The valuation argument is not faulty and neither are PEs artificially high. PEs are what they are. If they are high, it is because they are high - there is nothing artificial about it. If you mean a low E makes it hard to judge then you are right, but if you take the highest possible PE - peak earnings - and compare those to prices, then that ratio is above 20 for the S&P.

What that means is that if we get a V shaped recovery and stocks stay where they are, they will still be overvalued on a historical basis.

On the manufacturing front, where is the evidence. NAMP or whatever it is called shows it is still contracting.

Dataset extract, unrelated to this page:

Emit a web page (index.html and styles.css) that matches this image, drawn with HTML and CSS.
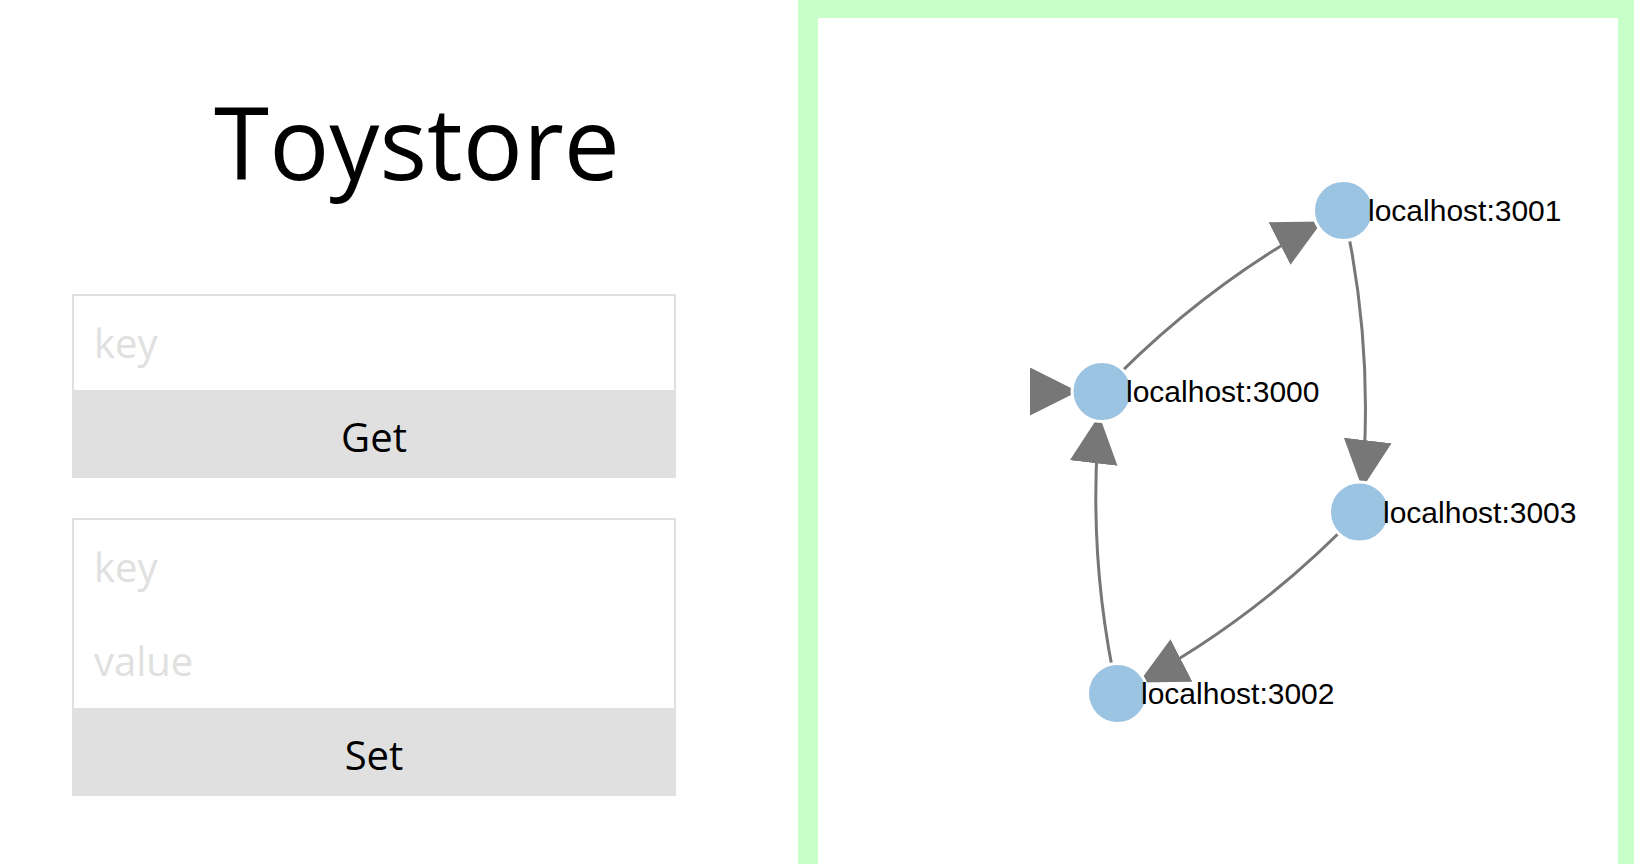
FILE: index.html
```html
<!DOCTYPE html>
<html lang="en">
<head>
<meta charset="utf-8">
<title>Toystore</title>
<link rel="stylesheet" href="styles.css">
</head>
<body>
<main class="page">
  <section class="store">
    <h1 class="title">Toystore</h1>
    <form class="card">
      <input class="field" type="text" placeholder="key" aria-label="key to get">
      <button class="action" type="button">Get</button>
    </form>
    <form class="card">
      <input class="field" type="text" placeholder="key" aria-label="key to set">
      <input class="field" type="text" placeholder="value" aria-label="value to set">
      <button class="action" type="button">Set</button>
    </form>
  </section>
  <section class="ring">
    <svg class="graph" viewBox="0 0 800 846" preserveAspectRatio="xMidYMin meet" role="img" aria-label="Node ring">
      <defs>
        <marker id="arrow" viewBox="0 -5 10 10" refX="15" refY="0" markerWidth="48" markerHeight="48" markerUnits="userSpaceOnUse" orient="auto">
          <path class="head" d="M0,-5L10,0L0,5"/>
        </marker>
      </defs>
      <g class="links">
        <path d="M283.5,373.5L284,373.5"/>
        <path d="M284,373.5A906,906 0 0,1 525.5,192.5"/>
        <path d="M525.5,192.5A906,906 0 0,1 541.5,494"/>
        <path d="M541.5,494A906,906 0 0,1 299.5,675.5"/>
        <path d="M299.5,675.5A906,906 0 0,1 284,373.5"/>
      </g>
      <g class="nodes">
        <circle cx="284" cy="373.5" r="30"/>
        <circle cx="525.5" cy="192.5" r="30"/>
        <circle cx="541.5" cy="494" r="30"/>
        <circle cx="299.5" cy="675.5" r="30"/>
      </g>
      <g class="labels">
        <text x="308" y="384">localhost:3000</text>
        <text x="550" y="203">localhost:3001</text>
        <text x="565" y="505">localhost:3003</text>
        <text x="323" y="686">localhost:3002</text>
      </g>
    </svg>
  </section>
</main>
</body>
</html>
```

FILE: styles.css
```css
* { box-sizing: border-box; }

body {
  margin: 0;
  background: #fff;
  color: #000;
  font-family: "Open Sans", sans-serif;
}

.page {
  display: grid;
  grid-template-columns: 798fr 836fr;
  height: 100vh;
  overflow: hidden;
}

.store {
  display: flex;
  flex-direction: column;
  gap: 40px;
  padding: 73px 122px 0 72px;
}

.title {
  margin: 0 0 45px;
  padding-left: 86px;
  font-size: 100px;
  font-weight: 400;
  line-height: 136px;
  text-align: center;
}

.card {
  display: flex;
  flex-direction: column;
  border: 2px solid #e0e0e0;
}

.field,
.action {
  width: 100%;
  border: 0;
  font-family: inherit;
  font-size: 40px;
}

.field {
  height: 94px;
  padding: 0 20px 2px;
  background: transparent;
  color: #000;
}

.field::placeholder {
  color: #e0e0e0;
  opacity: 1;
}

.action {
  height: 86px;
  padding: 6px 0 0;
  background: #e0e0e0;
  color: #000;
}

.ring {
  min-width: 0;
  border: solid #c8ffc8;
  border-width: 18px 16px 0 20px;
}

.graph {
  display: block;
  width: 100%;
  height: 100%;
}

.head { fill: #777; }

.links > path {
  fill: none;
  stroke: #777;
  stroke-width: 3px;
  marker-end: url(#arrow);
}

.nodes circle {
  fill: #9bc3e2;
  stroke: #fff;
  stroke-width: 3px;
}

.labels text {
  font-family: "Liberation Sans", Arial, sans-serif;
  font-size: 30px;
}
```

BTW, UK manaufacturing figures came out today:

"UK manufacturing output fell far to a five-year low in December, spreading more economic gloom.
Manufacturing production declined by 0.7% from the previous month, and by 5.4% compared to December 2000, the Office of National Statistics said.

Analysts, who had been expecting more moderate decreases of 0.4% and 4.9% respectively, said the numbers suggest that the UK economy still faces recessionary risks."

news.bbc.co.uk

As you can see from that excerpt, analysts here were also too optimistic, just as I believe they are in the US when they say you are coming out of recession.



To: Robert Scott who wrote (27586)1/14/2002 5:49:53 PM
From: Vitas  Read Replies (1) | Respond to of 52237
 
what is it about the situation, as you define it, that precludes a retest of the bottom more than two months after it has occurred?

a 1/2 retracement of the Comp to 1743, or a .618 retracement to 1657 would be perfectly normal

the time horizon for a retest is not limited to two months

there was a stimulative monetary policy in the early 30's that obviously did not result in higher prices

what criteria are you employing to monitor whether we may be slipping into that kind of environment?